Neste momento, um conflito na fronteira síria não é do interesse nem de Israel nem das forças aliadas do Irão. Mas as várias investidas militares mostram que nenhuma das partes está decidida a recuar. Se o conflito escalar, pode acrescentar um ângulo perigoso ao conflito em curso — um ângulo que pode levar ao envolvimento de outras potências da região e de fora dela.

A base militar atacada por Israel alberga não apenas os soldados sírios mas altas patentes militares russas. Alguns observadores israelitas disseram que é difícil imaginar que os russos não soubessem do drone iraniano e dos disparos da anti-aérea que se seguiu. Estranhamente, em Janeiro, Netanyahu visitou Moscovo para convencer a Rússia a controlar o aliado iraniano na Síria.

Os Estados Unidos, um aliado chave de Israel, já está envolvido no conflito na Síria, apoiando rebeldes sírios, e já entrou em algumas disputas com a Rússia. Na semana passada, aviões de guerra americanos bombardearam as forças pró-governamentais que, alegadamente, avançaram sobre forças apoiadas pelos americanos na província leste de Deir Ezzor. O secretário da Defesa, James Mattis, disse não estar claro se havia russos envolvidos nessa movimentação.

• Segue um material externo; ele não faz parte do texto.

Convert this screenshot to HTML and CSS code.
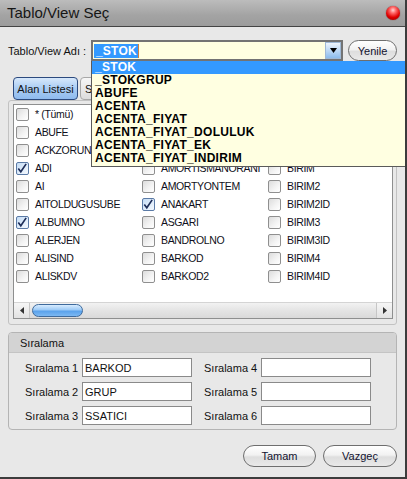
FILE: index.html
```html
<!DOCTYPE html>
<html>
<head>
<meta charset="utf-8">
<link rel="stylesheet" href="styles.css">
</head>
<body>
<div class="window">
  <div class="titlebar">
    <span class="title">Tablo/View Seç</span>
    <span class="orb"></span>
  </div>
  <div class="body">
    <div class="combo-row">
      <span class="combo-label">Tablo/View Adı :</span>
      <div class="combo">
        <span class="combo-text">_STOK</span>
        <span class="combo-btn"><svg width="7" height="5" viewBox="0 0 7 5"><path d="M0 0H7L3.5 5Z" fill="#000"/></svg></span>
      </div>
      <button class="btn yenile">Yenile</button>
    </div>

    <div class="tabs">
      <div class="tab active">Alan Listesi</div>
      <div class="tab second-tab">Sorgu</div>
    </div>

    <div class="panel">
      <div class="list">
        <div class="grid">
          <div class="cell"><span class="cb"></span><span>* (Tümü)</span></div>
          <div class="cell"><span class="cb"></span><span>ABUFE</span></div>
          <div class="cell"><span class="cb"></span><span>ACKZORUNLU</span></div>
          <div class="cell"><span class="cb checked"><svg width="13" height="13" viewBox="0 0 13 13"><path d="M2.5 6.5L5.2 10L11 1.5" fill="none" stroke="#1d2d58" stroke-width="1.8"/></svg></span><span>ADI</span></div>
          <div class="cell"><span class="cb"></span><span>AI</span></div>
          <div class="cell"><span class="cb"></span><span>AITOLDUGUSUBE</span></div>
          <div class="cell"><span class="cb checked"><svg width="13" height="13" viewBox="0 0 13 13"><path d="M2.5 6.5L5.2 10L11 1.5" fill="none" stroke="#1d2d58" stroke-width="1.8"/></svg></span><span>ALBUMNO</span></div>
          <div class="cell"><span class="cb"></span><span>ALERJEN</span></div>
          <div class="cell"><span class="cb"></span><span>ALISIND</span></div>
          <div class="cell"><span class="cb"></span><span>ALISKDV</span></div>

          <div class="cell"><span class="cb"></span></div>
          <div class="cell"><span class="cb"></span></div>
          <div class="cell"><span class="cb"></span></div>
          <div class="cell"><span class="cb"></span><span>AMORTISMANORANI</span></div>
          <div class="cell"><span class="cb"></span><span>AMORTYONTEM</span></div>
          <div class="cell"><span class="cb checked"><svg width="13" height="13" viewBox="0 0 13 13"><path d="M2.5 6.5L5.2 10L11 1.5" fill="none" stroke="#1d2d58" stroke-width="1.8"/></svg></span><span>ANAKART</span></div>
          <div class="cell"><span class="cb"></span><span>ASGARI</span></div>
          <div class="cell"><span class="cb"></span><span>BANDROLNO</span></div>
          <div class="cell"><span class="cb"></span><span>BARKOD</span></div>
          <div class="cell"><span class="cb"></span><span>BARKOD2</span></div>

          <div class="cell"><span class="cb"></span></div>
          <div class="cell"><span class="cb"></span></div>
          <div class="cell"><span class="cb"></span></div>
          <div class="cell"><span class="cb"></span><span>BIRIM</span></div>
          <div class="cell"><span class="cb"></span><span>BIRIM2</span></div>
          <div class="cell"><span class="cb"></span><span>BIRIM2ID</span></div>
          <div class="cell"><span class="cb"></span><span>BIRIM3</span></div>
          <div class="cell"><span class="cb"></span><span>BIRIM3ID</span></div>
          <div class="cell"><span class="cb"></span><span>BIRIM4</span></div>
          <div class="cell"><span class="cb"></span><span>BIRIM4ID</span></div>
        </div>
        <div class="hscroll">
          <span class="sbtn"><svg width="4" height="7" viewBox="0 0 4 7"><path d="M4 0V7L0 3.5Z" fill="#333"/></svg></span>
          <span class="thumb"></span>
          <span class="sbtn right"><svg width="4" height="7" viewBox="0 0 4 7"><path d="M0 0V7L4 3.5Z" fill="#333"/></svg></span>
        </div>
      </div>
    </div>

    <div class="group">
      <div class="group-head">Sıralama</div>
      <div class="group-body">
        <span class="slabel">Sıralama 1</span><span class="input">BARKOD</span>
        <span class="slabel second">Sıralama 4</span><span class="input"></span>
        <span class="slabel">Sıralama 2</span><span class="input">GRUP</span>
        <span class="slabel second">Sıralama 5</span><span class="input"></span>
        <span class="slabel">Sıralama 3</span><span class="input">SSATICI</span>
        <span class="slabel second">Sıralama 6</span><span class="input"></span>
      </div>
    </div>

    <div class="buttons">
      <button class="btn ok">Tamam</button>
      <button class="btn cancel">Vazgeç</button>
    </div>
  </div>

  <div class="dropdown">
    <div class="ditem sel">_STOK</div>
    <div class="ditem">_STOKGRUP</div>
    <div class="ditem">ABUFE</div>
    <div class="ditem">ACENTA</div>
    <div class="ditem">ACENTA_FIYAT</div>
    <div class="ditem">ACENTA_FIYAT_DOLULUK</div>
    <div class="ditem">ACENTA_FIYAT_EK</div>
    <div class="ditem">ACENTA_FIYAT_INDIRIM</div>
  </div>
</div>
</body>
</html>
```

FILE: styles.css
```css
* { box-sizing: border-box; }

html, body {
  margin: 0;
  padding: 0;
  width: 407px;
  height: 479px;
  overflow: hidden;
  background: #e8e8e8;
  font-family: "Liberation Sans", Arial, sans-serif;
  font-size: 11px;
  color: #111;
}

.window {
  position: relative;
  width: 407px;
  height: 479px;
  background: #e8e8e8;
  border-right: 2px solid #3c3c3c;
  border-bottom: 2px solid #3c3c3c;
  display: flex;
  flex-direction: column;
}

.titlebar {
  height: 27px;
  flex: none;
  background: linear-gradient(#bcbcbc, #a3a3a3 60%, #9c9c9c);
  border-bottom: 1px solid #444;
  display: flex;
  align-items: center;
  padding-left: 7px;
  padding-right: 5px;
}

.title {
  font-size: 15px;
  color: #161616;
  flex: 1;
  padding-bottom: 1px;
}

.orb {
  width: 14px;
  height: 14px;
  border-radius: 50%;
  background: radial-gradient(circle at 50% 30%, #ffd6d6 0, #ff6a6a 25%, #e00000 60%, #8a0000 100%);
  box-shadow: 0 0 1px #600;
  margin-bottom: 1px;
}

.body {
  flex: 1;
  display: flex;
  flex-direction: column;
  padding: 0 8px;
}

.combo-row {
  display: flex;
  align-items: center;
  margin-top: 13px;
  height: 21px;
}

.combo-label {
  width: 83px;
  flex: none;
}

.combo {
  width: 253px;
  height: 21px;
  border: 2px solid #737373;
  background: #ffffe1;
  display: flex;
  align-items: center;
  padding-left: 1px;
}

.combo-text {
  background: #3399ff;
  color: #fff;
  font-weight: bold;
  font-size: 12px;
  letter-spacing: 0.2px;
  height: 14px;
  line-height: 14px;
  padding: 0 1px 0 2px;
  border-right: 1px solid #d08040;
}

.combo-btn {
  margin-left: auto;
  width: 16px;
  height: 17px;
  background: linear-gradient(#eef5fc, #b9d6f4 55%, #8cbcec);
  border: 1px solid #9fb9d6;
  display: flex;
  align-items: center;
  justify-content: center;
}

.btn {
  font-family: "Liberation Sans", Arial, sans-serif;
  font-size: 11px;
  color: #121230;
  border: 1px solid #6e6e6e;
  border-radius: 11px;
  background: linear-gradient(#ffffff, #f2f2f2 45%, #dedede 55%, #e9e9e9);
  padding: 0;
  margin: 0;
}

.yenile {
  margin-left: 5px;
  width: 49px;
  height: 21px;
}

.tabs {
  display: flex;
  margin-top: 16px;
  height: 23px;
  padding-left: 5px;
  gap: 2px;
}

.tab {
  width: 65px;
  height: 23px;
  border: 1px solid #8a8a8a;
  border-radius: 4px;
  background: linear-gradient(#f6f6f6, #dcdcdc);
  display: flex;
  align-items: center;
  justify-content: center;
  color: #111;
}

.tab.second-tab {
  justify-content: flex-start;
  padding-left: 4px;
  border-color: #a8a8a8;
}

.tab.active {
  border-color: #2c4a7e;
  background: linear-gradient(#d7e8fb, #a9ccf4 50%, #8fbbee);
}

.panel {
  height: 225px;
  border: 1px solid #c2c2c2;
  border-radius: 3px;
  padding: 3px 4px 5px 4px;
}

.list {
  width: 380px;
  height: 215px;
  border: 1px solid #8e8f8f;
  background: #fff;
  display: flex;
  flex-direction: column;
}

.grid {
  height: 197px;
  overflow: hidden;
  padding-left: 2px;
  display: grid;
  grid-template-rows: repeat(10, 18px);
  grid-auto-flow: column;
  grid-auto-columns: 126px;
  align-content: start;
}

.cell {
  display: flex;
  align-items: center;
  gap: 6px;
  white-space: nowrap;
  font-size: 10.5px;
  letter-spacing: -0.35px;
  color: #101020;
  overflow: hidden;
}

.cb {
  width: 13px;
  height: 13px;
  flex: none;
  border: 1px solid #8f8f8f;
  border-radius: 2px;
  background: linear-gradient(135deg, #dcdcdc, #f4f4f4 60%, #ffffff);
  display: flex;
}

.cb.checked {
  border-color: #5a7aa6;
  background: linear-gradient(135deg, #c4dcf5, #e2eefb 60%, #f4f8fd);
}

.cb svg {
  margin: -1px 0 0 -1px;
}

.hscroll {
  height: 16px;
  display: flex;
  align-items: center;
  background: linear-gradient(#f2f2f2, #e4e4e4 50%, #d9d9d9);
  border-top: 1px solid #d4d4d4;
}

.sbtn {
  width: 16px;
  height: 15px;
  display: flex;
  align-items: center;
  justify-content: center;
  border-right: 1px solid #c6c6c6;
  background: linear-gradient(#f6f6f6, #e2e2e2);
}

.sbtn.right {
  margin-left: auto;
  border-right: none;
  border-left: 1px solid #c6c6c6;
}

.thumb {
  margin-left: 2px;
  width: 51px;
  height: 13px;
  border-radius: 7px;
  border: 1px solid #3e6a9c;
  background: linear-gradient(#d8ecff, #9ccaf6 45%, #5aa2ec 55%, #7cb8f2);
}

.group {
  margin-top: 7px;
  border: 1px solid #b4b4b4;
  border-radius: 4px;
  overflow: hidden;
}

.group-head {
  height: 20px;
  background: #d3d3d3;
  border-bottom: 1px solid #c4c4c4;
  padding-left: 11px;
  display: flex;
  align-items: center;
}

.group-body {
  display: grid;
  grid-template-columns: 57px 110px 69px 110px;
  grid-auto-rows: 19px;
  row-gap: 5px;
  padding: 5px 0 4px 16px;
  align-items: center;
}

.slabel.second {
  padding-left: 12px;
}

.input {
  height: 19px;
  border: 1px solid #8a8a8a;
  background: #fff;
  padding-left: 2px;
  display: flex;
  align-items: center;
  color: #111;
}

.buttons {
  display: flex;
  justify-content: flex-end;
  gap: 7px;
  margin-top: 15px;
}

.ok {
  width: 73px;
  height: 22px;
}

.cancel {
  width: 74px;
  height: 22px;
}

.dropdown {
  position: absolute;
  left: 91px;
  top: 61px;
  width: 314px;
  height: 106px;
  background: #ffffe1;
  border: 1px solid #5a5a5a;
  border-right: none;
  border-top: none;
  font-weight: bold;
  font-size: 12px;
  letter-spacing: 0.3px;
  color: #000;
}

.ditem {
  height: 13px;
  line-height: 13px;
  padding-left: 3px;
  white-space: nowrap;
}

.ditem.sel {
  background: #3399ff;
  color: #fff;
}
```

As forças apoiadas pelos Estados Unidos e pela Rússia têm um inimigo comum, o Daesh, mas à medida que o combate aos radicais islâmicos perde intensidade, surgem novos conflitos na Síria. A Turquia, por exemplo, lançou recentemente a sua própria ofensiva contra combatentes curdos no Norte da Síria, o que a deixou numa posição de adversário dos EUA que é aliado dos de algumas forças curdas na guerra contra o Daesh.

Um conflito aberto entre Israel e forças apoiadas pelo Irão aumentaria o enredo e o caos na Síria. E haveria o risco de o vizinho Líbano e de outros estados árabes serem empurrados para uma nova guerra.